DATA BLOCK
+--

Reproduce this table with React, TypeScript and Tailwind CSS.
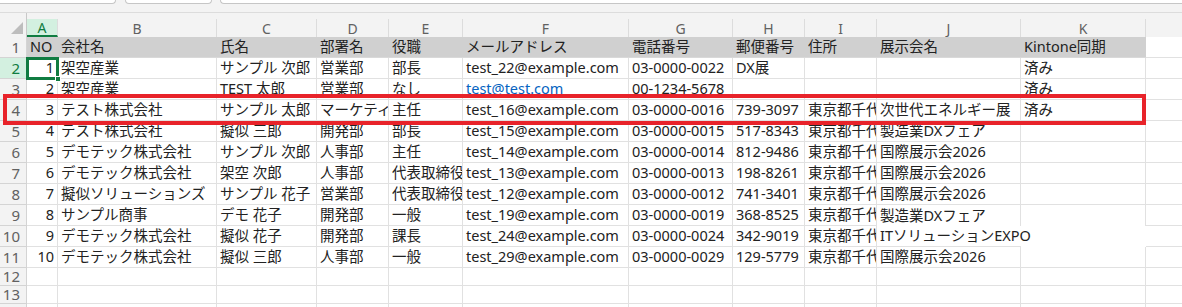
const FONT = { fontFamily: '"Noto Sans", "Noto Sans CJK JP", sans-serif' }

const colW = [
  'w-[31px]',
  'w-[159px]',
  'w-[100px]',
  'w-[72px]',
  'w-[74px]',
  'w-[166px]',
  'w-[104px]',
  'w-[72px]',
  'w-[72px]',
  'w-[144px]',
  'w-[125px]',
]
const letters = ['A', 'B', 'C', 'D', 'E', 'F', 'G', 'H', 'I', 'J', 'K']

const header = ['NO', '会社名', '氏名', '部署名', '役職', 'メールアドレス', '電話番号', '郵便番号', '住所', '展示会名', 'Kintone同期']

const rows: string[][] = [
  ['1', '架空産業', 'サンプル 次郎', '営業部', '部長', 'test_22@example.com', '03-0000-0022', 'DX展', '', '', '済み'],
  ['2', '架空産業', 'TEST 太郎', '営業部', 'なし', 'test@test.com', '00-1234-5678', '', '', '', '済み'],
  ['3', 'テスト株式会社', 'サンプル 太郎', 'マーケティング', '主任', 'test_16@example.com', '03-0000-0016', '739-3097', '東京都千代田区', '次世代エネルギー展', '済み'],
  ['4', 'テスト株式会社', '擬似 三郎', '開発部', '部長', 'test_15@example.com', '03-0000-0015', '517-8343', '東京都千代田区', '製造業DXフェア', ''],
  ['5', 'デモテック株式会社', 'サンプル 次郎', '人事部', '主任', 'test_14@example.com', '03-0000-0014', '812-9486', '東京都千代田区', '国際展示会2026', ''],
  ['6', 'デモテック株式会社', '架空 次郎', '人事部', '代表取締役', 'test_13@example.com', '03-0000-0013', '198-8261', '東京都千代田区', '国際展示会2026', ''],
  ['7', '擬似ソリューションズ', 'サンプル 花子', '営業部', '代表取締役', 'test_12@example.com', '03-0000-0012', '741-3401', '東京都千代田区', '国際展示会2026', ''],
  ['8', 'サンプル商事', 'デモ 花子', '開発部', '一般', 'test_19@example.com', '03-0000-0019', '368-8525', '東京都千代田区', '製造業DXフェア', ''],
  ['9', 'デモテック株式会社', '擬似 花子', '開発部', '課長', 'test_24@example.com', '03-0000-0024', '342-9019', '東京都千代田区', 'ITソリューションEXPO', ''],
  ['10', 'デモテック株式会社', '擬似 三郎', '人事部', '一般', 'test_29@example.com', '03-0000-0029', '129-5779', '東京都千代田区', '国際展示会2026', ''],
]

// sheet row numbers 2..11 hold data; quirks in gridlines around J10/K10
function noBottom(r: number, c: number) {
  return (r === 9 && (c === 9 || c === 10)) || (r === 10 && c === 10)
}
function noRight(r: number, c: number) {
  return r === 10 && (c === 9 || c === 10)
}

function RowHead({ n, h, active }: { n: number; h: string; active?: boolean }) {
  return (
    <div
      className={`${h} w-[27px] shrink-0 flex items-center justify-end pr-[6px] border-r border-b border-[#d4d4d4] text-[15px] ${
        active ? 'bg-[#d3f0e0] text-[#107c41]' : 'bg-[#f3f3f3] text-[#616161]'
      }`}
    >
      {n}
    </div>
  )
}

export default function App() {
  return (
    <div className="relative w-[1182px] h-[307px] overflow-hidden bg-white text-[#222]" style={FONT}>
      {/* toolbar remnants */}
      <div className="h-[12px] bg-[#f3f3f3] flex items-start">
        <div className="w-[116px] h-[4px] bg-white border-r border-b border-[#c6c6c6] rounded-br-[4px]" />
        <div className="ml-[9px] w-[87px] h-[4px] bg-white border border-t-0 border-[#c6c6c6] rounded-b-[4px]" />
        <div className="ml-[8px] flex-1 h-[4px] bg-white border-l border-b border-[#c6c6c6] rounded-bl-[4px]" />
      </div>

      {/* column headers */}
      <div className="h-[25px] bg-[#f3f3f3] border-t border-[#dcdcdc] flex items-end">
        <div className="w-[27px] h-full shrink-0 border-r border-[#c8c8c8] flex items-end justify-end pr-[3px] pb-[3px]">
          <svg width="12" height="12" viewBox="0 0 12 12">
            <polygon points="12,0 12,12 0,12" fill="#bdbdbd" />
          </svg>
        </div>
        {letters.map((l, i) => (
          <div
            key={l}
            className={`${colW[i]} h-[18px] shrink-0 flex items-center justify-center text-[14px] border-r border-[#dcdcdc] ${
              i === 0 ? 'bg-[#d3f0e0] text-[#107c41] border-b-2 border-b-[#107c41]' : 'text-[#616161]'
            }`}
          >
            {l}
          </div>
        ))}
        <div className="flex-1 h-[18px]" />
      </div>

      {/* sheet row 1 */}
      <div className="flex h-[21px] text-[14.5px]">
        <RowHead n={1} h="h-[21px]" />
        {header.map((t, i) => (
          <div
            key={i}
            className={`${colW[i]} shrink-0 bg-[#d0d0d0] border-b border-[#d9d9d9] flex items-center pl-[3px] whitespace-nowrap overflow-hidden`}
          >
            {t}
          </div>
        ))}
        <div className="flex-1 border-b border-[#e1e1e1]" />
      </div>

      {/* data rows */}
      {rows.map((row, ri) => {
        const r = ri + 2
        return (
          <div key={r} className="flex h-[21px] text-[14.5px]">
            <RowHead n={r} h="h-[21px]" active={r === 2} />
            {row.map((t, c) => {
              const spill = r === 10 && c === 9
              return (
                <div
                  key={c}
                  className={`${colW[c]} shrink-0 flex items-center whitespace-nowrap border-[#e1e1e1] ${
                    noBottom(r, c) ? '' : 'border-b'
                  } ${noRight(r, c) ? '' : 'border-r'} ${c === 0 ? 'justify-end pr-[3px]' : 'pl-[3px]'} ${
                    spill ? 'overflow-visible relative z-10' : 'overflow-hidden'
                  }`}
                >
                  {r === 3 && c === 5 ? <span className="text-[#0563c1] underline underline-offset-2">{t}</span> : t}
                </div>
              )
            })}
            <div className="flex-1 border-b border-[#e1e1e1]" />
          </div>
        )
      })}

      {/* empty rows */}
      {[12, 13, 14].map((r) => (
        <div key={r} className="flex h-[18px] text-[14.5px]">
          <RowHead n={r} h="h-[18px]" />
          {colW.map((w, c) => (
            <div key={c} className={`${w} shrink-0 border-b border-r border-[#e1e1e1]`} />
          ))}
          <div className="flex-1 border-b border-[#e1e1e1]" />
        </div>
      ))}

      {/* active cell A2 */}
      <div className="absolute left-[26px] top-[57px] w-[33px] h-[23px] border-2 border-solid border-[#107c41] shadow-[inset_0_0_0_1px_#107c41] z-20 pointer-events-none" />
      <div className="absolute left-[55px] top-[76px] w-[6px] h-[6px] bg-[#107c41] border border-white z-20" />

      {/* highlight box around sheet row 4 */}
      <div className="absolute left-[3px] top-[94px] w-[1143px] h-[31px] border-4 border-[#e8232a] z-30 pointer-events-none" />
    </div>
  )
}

+--

AIM OF THE EXERCISE
Every line of the material is to be quoted exactly, with no pictures carried over.

REPLY
Reproduce this table with React, TypeScript and Tailwind CSS.
const FONT = { fontFamily: '"Noto Sans", "Noto Sans CJK JP", sans-serif' }

const colW = [
  'w-[31px]',
  'w-[159px]',
  'w-[100px]',
  'w-[72px]',
  'w-[74px]',
  'w-[166px]',
  'w-[104px]',
  'w-[72px]',
  'w-[72px]',
  'w-[144px]',
  'w-[125px]',
]
const letters = ['A', 'B', 'C', 'D', 'E', 'F', 'G', 'H', 'I', 'J', 'K']

const header = ['NO', '会社名', '氏名', '部署名', '役職', 'メールアドレス', '電話番号', '郵便番号', '住所', '展示会名', 'Kintone同期']

const rows: string[][] = [
  ['1', '架空産業', 'サンプル 次郎', '営業部', '部長', 'test_22@example.com', '03-0000-0022', 'DX展', '', '', '済み'],
  ['2', '架空産業', 'TEST 太郎', '営業部', 'なし', 'test@test.com', '00-1234-5678', '', '', '', '済み'],
  ['3', 'テスト株式会社', 'サンプル 太郎', 'マーケティング', '主任', 'test_16@example.com', '03-0000-0016', '739-3097', '東京都千代田区', '次世代エネルギー展', '済み'],
  ['4', 'テスト株式会社', '擬似 三郎', '開発部', '部長', 'test_15@example.com', '03-0000-0015', '517-8343', '東京都千代田区', '製造業DXフェア', ''],
  ['5', 'デモテック株式会社', 'サンプル 次郎', '人事部', '主任', 'test_14@example.com', '03-0000-0014', '812-9486', '東京都千代田区', '国際展示会2026', ''],
  ['6', 'デモテック株式会社', '架空 次郎', '人事部', '代表取締役', 'test_13@example.com', '03-0000-0013', '198-8261', '東京都千代田区', '国際展示会2026', ''],
  ['7', '擬似ソリューションズ', 'サンプル 花子', '営業部', '代表取締役', 'test_12@example.com', '03-0000-0012', '741-3401', '東京都千代田区', '国際展示会2026', ''],
  ['8', 'サンプル商事', 'デモ 花子', '開発部', '一般', 'test_19@example.com', '03-0000-0019', '368-8525', '東京都千代田区', '製造業DXフェア', ''],
  ['9', 'デモテック株式会社', '擬似 花子', '開発部', '課長', 'test_24@example.com', '03-0000-0024', '342-9019', '東京都千代田区', 'ITソリューションEXPO', ''],
  ['10', 'デモテック株式会社', '擬似 三郎', '人事部', '一般', 'test_29@example.com', '03-0000-0029', '129-5779', '東京都千代田区', '国際展示会2026', ''],
]

// sheet row numbers 2..11 hold data; quirks in gridlines around J10/K10
function noBottom(r: number, c: number) {
  return (r === 9 && (c === 9 || c === 10)) || (r === 10 && c === 10)
}
function noRight(r: number, c: number) {
  return r === 10 && (c === 9 || c === 10)
}

function RowHead({ n, h, active }: { n: number; h: string; active?: boolean }) {
  return (
    <div
      className={`${h} w-[27px] shrink-0 flex items-center justify-end pr-[6px] border-r border-b border-[#d4d4d4] text-[15px] ${
        active ? 'bg-[#d3f0e0] text-[#107c41]' : 'bg-[#f3f3f3] text-[#616161]'
      }`}
    >
      {n}
    </div>
  )
}

export default function App() {
  return (
    <div className="relative w-[1182px] h-[307px] overflow-hidden bg-white text-[#222]" style={FONT}>
      {/* toolbar remnants */}
      <div className="h-[12px] bg-[#f3f3f3] flex items-start">
        <div className="w-[116px] h-[4px] bg-white border-r border-b border-[#c6c6c6] rounded-br-[4px]" />
        <div className="ml-[9px] w-[87px] h-[4px] bg-white border border-t-0 border-[#c6c6c6] rounded-b-[4px]" />
        <div className="ml-[8px] flex-1 h-[4px] bg-white border-l border-b border-[#c6c6c6] rounded-bl-[4px]" />
      </div>

      {/* column headers */}
      <div className="h-[25px] bg-[#f3f3f3] border-t border-[#dcdcdc] flex items-end">
        <div className="w-[27px] h-full shrink-0 border-r border-[#c8c8c8] flex items-end justify-end pr-[3px] pb-[3px]">
          <svg width="12" height="12" viewBox="0 0 12 12">
            <polygon points="12,0 12,12 0,12" fill="#bdbdbd" />
          </svg>
        </div>
        {letters.map((l, i) => (
          <div
            key={l}
            className={`${colW[i]} h-[18px] shrink-0 flex items-center justify-center text-[14px] border-r border-[#dcdcdc] ${
              i === 0 ? 'bg-[#d3f0e0] text-[#107c41] border-b-2 border-b-[#107c41]' : 'text-[#616161]'
            }`}
          >
            {l}
          </div>
        ))}
        <div className="flex-1 h-[18px]" />
      </div>

      {/* sheet row 1 */}
      <div className="flex h-[21px] text-[14.5px]">
        <RowHead n={1} h="h-[21px]" />
        {header.map((t, i) => (
          <div
            key={i}
            className={`${colW[i]} shrink-0 bg-[#d0d0d0] border-b border-[#d9d9d9] flex items-center pl-[3px] whitespace-nowrap overflow-hidden`}
          >
            {t}
          </div>
        ))}
        <div className="flex-1 border-b border-[#e1e1e1]" />
      </div>

      {/* data rows */}
      {rows.map((row, ri) => {
        const r = ri + 2
        return (
          <div key={r} className="flex h-[21px] text-[14.5px]">
            <RowHead n={r} h="h-[21px]" active={r === 2} />
            {row.map((t, c) => {
              const spill = r === 10 && c === 9
              return (
                <div
                  key={c}
                  className={`${colW[c]} shrink-0 flex items-center whitespace-nowrap border-[#e1e1e1] ${
                    noBottom(r, c) ? '' : 'border-b'
                  } ${noRight(r, c) ? '' : 'border-r'} ${c === 0 ? 'justify-end pr-[3px]' : 'pl-[3px]'} ${
                    spill ? 'overflow-visible relative z-10' : 'overflow-hidden'
                  }`}
                >
                  {r === 3 && c === 5 ? <span className="text-[#0563c1] underline underline-offset-2">{t}</span> : t}
                </div>
              )
            })}
            <div className="flex-1 border-b border-[#e1e1e1]" />
          </div>
        )
      })}

      {/* empty rows */}
      {[12, 13, 14].map((r) => (
        <div key={r} className="flex h-[18px] text-[14.5px]">
          <RowHead n={r} h="h-[18px]" />
          {colW.map((w, c) => (
            <div key={c} className={`${w} shrink-0 border-b border-r border-[#e1e1e1]`} />
          ))}
          <div className="flex-1 border-b border-[#e1e1e1]" />
        </div>
      ))}

      {/* active cell A2 */}
      <div className="absolute left-[26px] top-[57px] w-[33px] h-[23px] border-2 border-solid border-[#107c41] shadow-[inset_0_0_0_1px_#107c41] z-20 pointer-events-none" />
      <div className="absolute left-[55px] top-[76px] w-[6px] h-[6px] bg-[#107c41] border border-white z-20" />

      {/* highlight box around sheet row 4 */}
      <div className="absolute left-[3px] top-[94px] w-[1143px] h-[31px] border-4 border-[#e8232a] z-30 pointer-events-none" />
    </div>
  )
}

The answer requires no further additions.